(Items listed in a dataset)
--

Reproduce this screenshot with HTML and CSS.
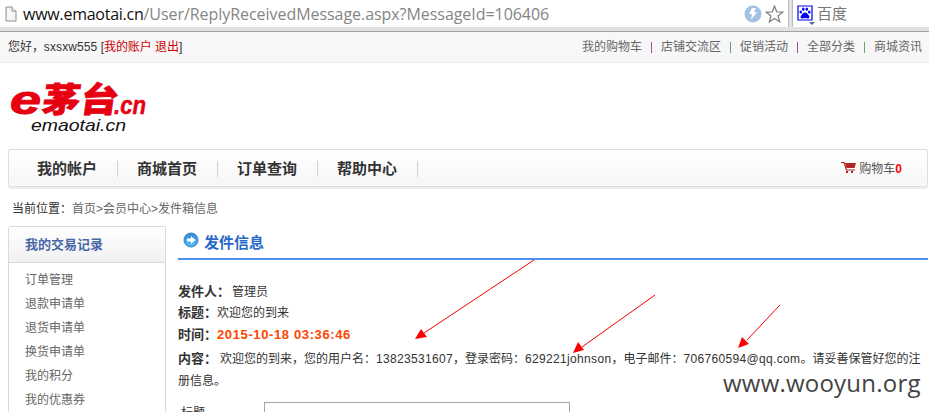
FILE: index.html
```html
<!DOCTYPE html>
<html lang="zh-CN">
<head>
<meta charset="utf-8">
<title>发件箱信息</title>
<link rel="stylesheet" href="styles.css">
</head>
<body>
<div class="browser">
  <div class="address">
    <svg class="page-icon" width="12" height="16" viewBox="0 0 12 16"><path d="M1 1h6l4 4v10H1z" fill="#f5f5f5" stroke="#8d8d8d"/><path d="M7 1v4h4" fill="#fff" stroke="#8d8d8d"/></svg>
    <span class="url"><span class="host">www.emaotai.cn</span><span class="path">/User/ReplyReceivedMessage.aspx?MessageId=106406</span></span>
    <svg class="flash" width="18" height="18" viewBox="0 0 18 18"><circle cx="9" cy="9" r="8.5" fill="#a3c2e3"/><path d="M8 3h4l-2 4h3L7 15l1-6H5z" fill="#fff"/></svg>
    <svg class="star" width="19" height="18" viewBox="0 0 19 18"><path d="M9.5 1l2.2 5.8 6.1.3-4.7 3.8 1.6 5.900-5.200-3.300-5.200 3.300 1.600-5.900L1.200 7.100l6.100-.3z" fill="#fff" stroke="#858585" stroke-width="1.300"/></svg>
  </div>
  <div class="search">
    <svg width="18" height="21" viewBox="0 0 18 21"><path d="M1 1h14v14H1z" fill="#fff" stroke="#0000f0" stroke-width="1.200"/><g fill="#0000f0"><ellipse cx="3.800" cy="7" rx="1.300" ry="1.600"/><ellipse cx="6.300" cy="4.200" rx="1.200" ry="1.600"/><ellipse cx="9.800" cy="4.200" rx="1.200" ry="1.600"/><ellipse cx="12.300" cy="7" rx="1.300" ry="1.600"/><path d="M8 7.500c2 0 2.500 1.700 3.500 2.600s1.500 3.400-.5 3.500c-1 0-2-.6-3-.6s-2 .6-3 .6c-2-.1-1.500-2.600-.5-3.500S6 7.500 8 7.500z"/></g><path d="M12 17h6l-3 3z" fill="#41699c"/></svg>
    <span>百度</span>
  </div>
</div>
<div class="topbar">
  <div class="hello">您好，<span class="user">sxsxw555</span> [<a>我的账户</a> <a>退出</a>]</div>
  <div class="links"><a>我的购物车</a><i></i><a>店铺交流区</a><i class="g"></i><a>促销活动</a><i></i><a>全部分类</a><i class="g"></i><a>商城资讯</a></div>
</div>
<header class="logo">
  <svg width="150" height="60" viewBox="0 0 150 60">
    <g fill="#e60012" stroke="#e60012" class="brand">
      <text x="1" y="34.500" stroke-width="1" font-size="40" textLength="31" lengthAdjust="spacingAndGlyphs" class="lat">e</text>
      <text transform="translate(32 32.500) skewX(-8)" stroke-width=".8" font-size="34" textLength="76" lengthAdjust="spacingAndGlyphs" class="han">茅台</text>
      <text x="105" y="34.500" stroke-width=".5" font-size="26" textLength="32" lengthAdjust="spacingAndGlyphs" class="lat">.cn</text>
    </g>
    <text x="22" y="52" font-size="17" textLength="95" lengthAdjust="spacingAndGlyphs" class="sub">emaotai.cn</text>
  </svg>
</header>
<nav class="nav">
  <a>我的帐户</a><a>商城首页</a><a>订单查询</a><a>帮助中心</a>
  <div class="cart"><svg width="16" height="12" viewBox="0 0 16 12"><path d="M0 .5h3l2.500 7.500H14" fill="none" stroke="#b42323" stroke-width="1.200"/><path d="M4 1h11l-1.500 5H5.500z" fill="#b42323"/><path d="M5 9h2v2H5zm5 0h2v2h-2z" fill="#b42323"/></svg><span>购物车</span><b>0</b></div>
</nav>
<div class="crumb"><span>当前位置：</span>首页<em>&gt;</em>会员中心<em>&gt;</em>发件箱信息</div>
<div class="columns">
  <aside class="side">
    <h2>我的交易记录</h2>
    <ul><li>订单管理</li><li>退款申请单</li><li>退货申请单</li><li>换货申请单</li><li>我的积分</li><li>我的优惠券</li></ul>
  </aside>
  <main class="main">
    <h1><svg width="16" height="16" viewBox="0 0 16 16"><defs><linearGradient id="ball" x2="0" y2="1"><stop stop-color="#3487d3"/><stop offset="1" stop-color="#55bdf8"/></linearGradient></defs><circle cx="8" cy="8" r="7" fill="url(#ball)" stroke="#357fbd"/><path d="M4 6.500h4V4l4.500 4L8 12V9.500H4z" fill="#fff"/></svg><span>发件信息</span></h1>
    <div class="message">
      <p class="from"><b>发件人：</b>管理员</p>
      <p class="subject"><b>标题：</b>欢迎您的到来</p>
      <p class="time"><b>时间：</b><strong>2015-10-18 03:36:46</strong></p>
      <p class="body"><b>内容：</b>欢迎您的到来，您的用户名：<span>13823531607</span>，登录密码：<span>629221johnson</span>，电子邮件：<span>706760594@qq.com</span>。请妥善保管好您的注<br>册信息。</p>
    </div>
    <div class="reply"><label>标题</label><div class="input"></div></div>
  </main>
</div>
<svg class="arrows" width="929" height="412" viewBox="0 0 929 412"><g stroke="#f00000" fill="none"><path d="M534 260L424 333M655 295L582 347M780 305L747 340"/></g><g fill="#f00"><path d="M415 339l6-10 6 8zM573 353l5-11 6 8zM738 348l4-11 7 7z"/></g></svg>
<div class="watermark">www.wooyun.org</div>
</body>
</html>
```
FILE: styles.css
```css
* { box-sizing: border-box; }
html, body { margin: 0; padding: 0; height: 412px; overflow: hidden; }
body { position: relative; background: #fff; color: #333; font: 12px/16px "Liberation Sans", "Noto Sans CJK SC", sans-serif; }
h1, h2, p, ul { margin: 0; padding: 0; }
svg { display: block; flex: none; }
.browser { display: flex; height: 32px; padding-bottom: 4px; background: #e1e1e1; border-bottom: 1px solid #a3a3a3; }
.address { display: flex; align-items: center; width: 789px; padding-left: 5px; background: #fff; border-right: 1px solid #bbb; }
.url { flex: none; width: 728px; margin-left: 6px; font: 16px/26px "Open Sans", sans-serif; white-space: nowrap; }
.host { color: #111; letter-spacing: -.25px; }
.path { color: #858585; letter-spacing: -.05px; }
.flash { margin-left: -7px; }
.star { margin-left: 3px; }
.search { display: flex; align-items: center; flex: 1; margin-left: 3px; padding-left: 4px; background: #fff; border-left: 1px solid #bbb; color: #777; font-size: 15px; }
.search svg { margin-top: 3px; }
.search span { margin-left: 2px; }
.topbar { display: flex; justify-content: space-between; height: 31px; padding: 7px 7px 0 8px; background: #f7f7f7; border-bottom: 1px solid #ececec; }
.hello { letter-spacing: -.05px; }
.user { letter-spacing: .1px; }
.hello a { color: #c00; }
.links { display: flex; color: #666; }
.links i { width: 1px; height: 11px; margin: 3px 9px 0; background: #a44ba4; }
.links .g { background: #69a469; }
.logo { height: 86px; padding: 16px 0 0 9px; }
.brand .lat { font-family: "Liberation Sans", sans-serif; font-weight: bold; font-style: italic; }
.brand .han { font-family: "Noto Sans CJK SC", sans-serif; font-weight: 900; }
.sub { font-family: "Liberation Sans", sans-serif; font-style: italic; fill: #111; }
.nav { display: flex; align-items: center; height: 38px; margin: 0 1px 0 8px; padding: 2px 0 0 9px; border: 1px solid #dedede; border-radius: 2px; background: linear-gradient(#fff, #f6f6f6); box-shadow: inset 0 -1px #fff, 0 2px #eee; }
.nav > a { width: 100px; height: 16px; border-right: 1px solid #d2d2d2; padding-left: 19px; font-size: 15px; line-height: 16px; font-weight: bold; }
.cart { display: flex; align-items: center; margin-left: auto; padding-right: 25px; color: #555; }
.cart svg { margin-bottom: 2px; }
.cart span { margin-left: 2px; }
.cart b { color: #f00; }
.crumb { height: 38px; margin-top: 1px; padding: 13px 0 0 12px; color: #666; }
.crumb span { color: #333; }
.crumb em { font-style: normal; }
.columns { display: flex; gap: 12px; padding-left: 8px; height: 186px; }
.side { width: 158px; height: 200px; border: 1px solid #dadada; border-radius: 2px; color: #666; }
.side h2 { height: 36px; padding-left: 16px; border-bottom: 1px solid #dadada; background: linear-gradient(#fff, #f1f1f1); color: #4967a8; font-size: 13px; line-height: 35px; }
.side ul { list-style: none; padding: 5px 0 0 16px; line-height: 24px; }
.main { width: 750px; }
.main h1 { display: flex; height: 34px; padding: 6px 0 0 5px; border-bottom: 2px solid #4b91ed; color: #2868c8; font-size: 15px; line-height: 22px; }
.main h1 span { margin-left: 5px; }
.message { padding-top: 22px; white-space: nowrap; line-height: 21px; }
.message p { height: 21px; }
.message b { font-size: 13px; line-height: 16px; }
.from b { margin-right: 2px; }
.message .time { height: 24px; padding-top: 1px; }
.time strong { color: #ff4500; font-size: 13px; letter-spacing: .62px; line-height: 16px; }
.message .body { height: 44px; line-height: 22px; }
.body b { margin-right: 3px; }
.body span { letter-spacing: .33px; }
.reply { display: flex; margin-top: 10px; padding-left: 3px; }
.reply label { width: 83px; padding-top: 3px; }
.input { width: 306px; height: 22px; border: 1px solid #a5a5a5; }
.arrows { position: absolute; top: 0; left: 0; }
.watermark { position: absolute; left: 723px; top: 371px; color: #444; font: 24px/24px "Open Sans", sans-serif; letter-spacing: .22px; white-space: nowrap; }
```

--

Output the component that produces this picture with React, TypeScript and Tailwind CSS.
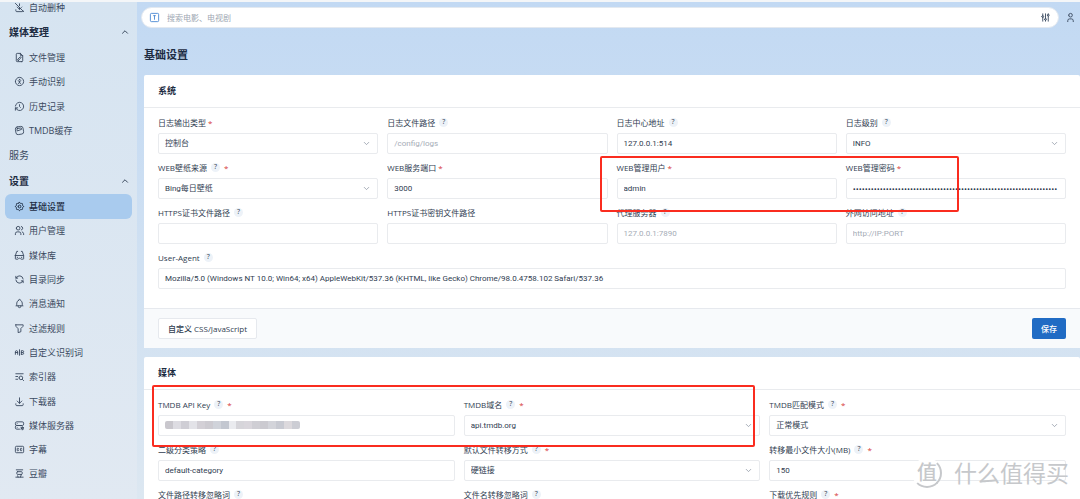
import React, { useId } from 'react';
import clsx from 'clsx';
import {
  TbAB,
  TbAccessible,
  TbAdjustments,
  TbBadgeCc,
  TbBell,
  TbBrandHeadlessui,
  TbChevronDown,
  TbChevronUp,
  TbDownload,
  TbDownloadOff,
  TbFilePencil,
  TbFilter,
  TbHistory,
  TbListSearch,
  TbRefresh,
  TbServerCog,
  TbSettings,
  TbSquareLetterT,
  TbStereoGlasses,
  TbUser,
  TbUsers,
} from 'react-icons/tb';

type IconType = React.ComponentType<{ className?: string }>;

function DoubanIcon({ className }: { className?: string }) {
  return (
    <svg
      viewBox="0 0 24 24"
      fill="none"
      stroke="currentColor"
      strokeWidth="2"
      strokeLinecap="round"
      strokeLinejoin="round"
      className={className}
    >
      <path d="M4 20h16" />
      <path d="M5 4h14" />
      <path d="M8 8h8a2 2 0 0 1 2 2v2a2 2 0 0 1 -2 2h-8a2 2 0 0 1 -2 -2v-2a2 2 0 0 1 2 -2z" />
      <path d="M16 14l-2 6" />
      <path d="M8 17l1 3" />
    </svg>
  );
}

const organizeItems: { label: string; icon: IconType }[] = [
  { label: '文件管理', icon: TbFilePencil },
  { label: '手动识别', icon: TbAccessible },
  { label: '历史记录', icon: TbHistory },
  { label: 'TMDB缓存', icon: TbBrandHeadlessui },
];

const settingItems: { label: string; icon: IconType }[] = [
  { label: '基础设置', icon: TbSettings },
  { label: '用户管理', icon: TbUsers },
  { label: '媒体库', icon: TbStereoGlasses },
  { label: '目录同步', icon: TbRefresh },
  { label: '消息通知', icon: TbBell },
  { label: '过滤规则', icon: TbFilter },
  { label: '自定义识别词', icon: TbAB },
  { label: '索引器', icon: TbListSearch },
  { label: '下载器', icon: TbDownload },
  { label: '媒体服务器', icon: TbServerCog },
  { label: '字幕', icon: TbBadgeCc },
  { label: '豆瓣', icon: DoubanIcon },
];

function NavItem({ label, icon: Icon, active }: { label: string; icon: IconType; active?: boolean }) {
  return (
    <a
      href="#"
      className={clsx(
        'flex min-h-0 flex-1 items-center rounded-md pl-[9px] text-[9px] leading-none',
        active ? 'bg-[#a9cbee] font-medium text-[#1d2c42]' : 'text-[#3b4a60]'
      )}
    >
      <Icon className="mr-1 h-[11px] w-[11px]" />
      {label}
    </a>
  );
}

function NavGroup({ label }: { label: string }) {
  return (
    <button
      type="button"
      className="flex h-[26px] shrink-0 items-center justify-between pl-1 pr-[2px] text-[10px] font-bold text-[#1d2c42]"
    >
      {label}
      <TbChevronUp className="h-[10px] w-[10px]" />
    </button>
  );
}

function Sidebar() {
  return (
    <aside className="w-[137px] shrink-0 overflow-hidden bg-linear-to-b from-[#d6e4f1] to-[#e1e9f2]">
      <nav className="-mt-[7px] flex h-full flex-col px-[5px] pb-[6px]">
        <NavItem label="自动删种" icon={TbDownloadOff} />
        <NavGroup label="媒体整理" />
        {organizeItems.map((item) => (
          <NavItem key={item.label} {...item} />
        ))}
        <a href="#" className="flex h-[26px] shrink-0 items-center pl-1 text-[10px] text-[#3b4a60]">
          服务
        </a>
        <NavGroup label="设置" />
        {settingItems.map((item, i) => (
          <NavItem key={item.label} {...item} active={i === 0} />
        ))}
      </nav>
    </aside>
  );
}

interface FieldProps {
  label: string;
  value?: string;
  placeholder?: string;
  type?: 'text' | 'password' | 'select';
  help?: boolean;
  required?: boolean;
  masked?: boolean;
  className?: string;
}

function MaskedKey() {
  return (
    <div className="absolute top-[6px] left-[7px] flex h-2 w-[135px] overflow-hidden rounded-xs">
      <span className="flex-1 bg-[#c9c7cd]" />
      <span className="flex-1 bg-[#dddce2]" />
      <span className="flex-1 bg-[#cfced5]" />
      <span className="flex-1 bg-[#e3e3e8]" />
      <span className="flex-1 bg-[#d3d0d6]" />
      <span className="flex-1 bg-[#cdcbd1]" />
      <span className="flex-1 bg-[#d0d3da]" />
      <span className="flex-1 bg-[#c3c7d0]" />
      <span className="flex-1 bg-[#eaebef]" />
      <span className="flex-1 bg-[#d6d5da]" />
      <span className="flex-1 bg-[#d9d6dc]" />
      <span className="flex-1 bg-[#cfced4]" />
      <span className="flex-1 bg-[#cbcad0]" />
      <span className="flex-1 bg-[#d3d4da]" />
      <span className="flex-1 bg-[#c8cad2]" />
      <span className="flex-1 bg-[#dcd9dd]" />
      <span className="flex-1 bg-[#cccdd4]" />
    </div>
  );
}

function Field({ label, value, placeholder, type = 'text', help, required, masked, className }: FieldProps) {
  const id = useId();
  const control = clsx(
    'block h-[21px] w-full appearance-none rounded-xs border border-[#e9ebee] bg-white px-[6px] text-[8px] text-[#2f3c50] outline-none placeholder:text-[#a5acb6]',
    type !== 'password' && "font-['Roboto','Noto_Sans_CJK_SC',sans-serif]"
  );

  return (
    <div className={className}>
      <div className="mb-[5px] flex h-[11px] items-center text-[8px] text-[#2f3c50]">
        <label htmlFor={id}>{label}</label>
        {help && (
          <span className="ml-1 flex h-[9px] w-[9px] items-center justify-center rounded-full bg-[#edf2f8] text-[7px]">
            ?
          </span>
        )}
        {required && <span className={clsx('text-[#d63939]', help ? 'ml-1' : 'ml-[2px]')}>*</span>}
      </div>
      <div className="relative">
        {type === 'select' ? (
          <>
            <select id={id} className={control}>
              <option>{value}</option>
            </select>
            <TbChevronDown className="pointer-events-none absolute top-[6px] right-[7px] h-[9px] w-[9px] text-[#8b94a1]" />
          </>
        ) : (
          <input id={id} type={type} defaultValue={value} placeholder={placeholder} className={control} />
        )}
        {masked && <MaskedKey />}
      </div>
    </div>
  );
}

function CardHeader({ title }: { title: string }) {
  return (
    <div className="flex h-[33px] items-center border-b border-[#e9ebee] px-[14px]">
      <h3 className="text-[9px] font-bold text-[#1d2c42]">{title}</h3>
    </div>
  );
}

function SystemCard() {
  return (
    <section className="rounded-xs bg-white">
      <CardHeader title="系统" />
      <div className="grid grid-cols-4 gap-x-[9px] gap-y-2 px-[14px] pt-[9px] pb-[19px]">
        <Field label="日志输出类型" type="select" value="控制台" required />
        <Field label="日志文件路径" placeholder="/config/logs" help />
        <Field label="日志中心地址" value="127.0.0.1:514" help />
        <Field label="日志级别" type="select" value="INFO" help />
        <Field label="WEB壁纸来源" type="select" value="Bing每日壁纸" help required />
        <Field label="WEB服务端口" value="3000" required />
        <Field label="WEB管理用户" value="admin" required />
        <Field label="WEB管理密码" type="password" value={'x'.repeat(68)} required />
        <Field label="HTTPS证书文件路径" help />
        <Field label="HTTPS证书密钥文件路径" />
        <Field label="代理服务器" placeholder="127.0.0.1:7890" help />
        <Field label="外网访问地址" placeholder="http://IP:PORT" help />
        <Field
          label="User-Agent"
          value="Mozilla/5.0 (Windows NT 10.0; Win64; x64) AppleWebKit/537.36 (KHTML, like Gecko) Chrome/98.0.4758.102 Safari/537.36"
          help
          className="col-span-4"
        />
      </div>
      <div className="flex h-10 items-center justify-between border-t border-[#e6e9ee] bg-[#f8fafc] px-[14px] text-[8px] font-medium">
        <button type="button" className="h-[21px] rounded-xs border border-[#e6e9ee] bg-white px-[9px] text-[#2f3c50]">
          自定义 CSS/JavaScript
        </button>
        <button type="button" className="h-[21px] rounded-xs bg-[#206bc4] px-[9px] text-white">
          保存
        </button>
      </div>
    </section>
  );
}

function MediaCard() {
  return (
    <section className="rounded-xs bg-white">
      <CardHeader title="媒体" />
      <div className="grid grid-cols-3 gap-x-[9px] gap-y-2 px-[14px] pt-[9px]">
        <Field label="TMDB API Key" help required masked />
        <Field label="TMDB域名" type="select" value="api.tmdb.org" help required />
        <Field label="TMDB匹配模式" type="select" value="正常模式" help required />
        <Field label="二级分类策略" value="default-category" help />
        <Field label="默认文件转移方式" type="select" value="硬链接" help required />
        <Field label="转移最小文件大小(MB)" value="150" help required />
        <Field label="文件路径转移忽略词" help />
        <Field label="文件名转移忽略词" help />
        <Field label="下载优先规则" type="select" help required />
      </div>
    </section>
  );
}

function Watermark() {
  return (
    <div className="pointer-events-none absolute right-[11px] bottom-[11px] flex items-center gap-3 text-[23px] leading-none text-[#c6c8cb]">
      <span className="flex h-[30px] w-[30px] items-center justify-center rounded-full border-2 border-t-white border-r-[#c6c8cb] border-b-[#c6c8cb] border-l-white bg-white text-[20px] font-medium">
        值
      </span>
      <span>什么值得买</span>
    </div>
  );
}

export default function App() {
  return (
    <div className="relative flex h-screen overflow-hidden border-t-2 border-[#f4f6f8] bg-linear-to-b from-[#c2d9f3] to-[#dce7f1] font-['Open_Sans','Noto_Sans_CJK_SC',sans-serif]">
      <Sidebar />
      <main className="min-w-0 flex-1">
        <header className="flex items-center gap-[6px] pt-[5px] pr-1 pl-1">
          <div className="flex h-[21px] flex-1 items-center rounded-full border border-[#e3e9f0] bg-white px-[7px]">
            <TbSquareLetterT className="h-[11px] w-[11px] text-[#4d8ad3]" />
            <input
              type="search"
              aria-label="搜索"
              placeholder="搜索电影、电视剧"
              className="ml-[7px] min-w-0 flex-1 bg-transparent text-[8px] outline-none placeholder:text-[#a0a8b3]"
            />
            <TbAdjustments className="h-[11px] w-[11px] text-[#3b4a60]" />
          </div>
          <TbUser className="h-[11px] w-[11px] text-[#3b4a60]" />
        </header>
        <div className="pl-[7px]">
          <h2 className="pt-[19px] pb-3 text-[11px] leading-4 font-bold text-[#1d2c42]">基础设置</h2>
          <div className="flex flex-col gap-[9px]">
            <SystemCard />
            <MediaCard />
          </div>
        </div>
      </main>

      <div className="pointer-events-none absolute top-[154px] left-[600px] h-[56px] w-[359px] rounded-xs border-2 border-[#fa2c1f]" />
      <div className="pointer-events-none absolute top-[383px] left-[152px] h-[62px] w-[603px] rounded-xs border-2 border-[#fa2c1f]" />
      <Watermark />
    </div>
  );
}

--

For each line of the listing that holds the word "this", show that line.

Reproduce this screenshot with HTML and CSS.
Output the component that produces this picture with React, TypeScript and Tailwind CSS.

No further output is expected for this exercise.